Looking ahead, the strongest trend is not a single technology. It is convergence: API-first integration, event-driven operations, stronger identity controls, cloud-native observability, and partner-ready delivery models. Enterprises will increasingly expect integration assets to be reusable across plants, business units, and partner ecosystems. This is why white-label integration and managed service models are gaining strategic importance. Providers such as SysGenPro are most relevant when they help partners standardize delivery, governance, and support while preserving the partner's client relationship and service brand.
Executive Conclusion
Manufacturing Workflow Architecture for Cross-System Production Integration is ultimately a business architecture decision expressed through technology. The right design connects systems in a way that improves production flow, strengthens accountability, and reduces the cost of change. Leaders should prioritize workflows over interfaces, governance over ad hoc connectivity, and operational resilience over short-term convenience. API-first patterns, event-driven architecture, middleware or iPaaS, and disciplined security controls each have a role when applied to the right problem.

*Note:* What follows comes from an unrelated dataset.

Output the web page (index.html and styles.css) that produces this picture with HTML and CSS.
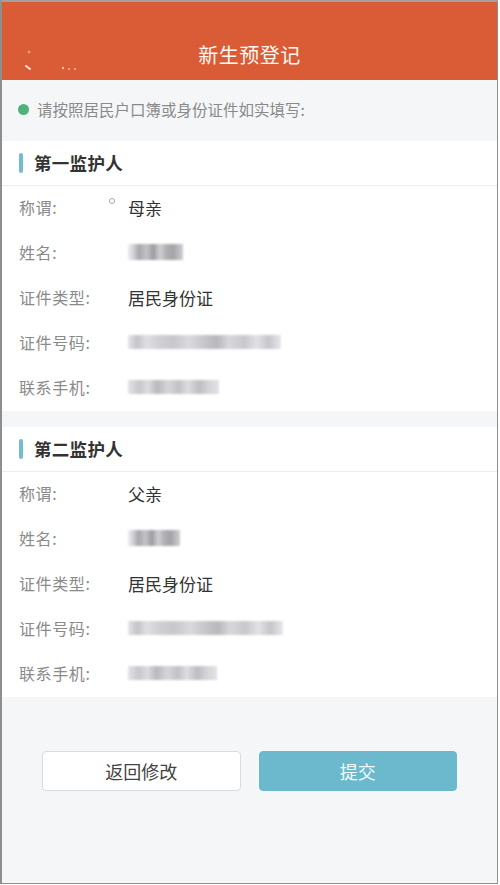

For ERP partners, MSPs, cloud consultants, software vendors, and enterprise architects, the winning strategy is to build a repeatable integration operating model rather than a collection of one-off connectors. Start with high-value workflows, define ownership and standards, instrument everything, and expand through phased delivery. Where partner scale, white-label delivery, or ongoing support is required, a partner-first platform and managed integration services approach can reduce execution risk and improve consistency. That is the practical path to turning cross-system production integration into a durable business capability rather than a recurring integration project.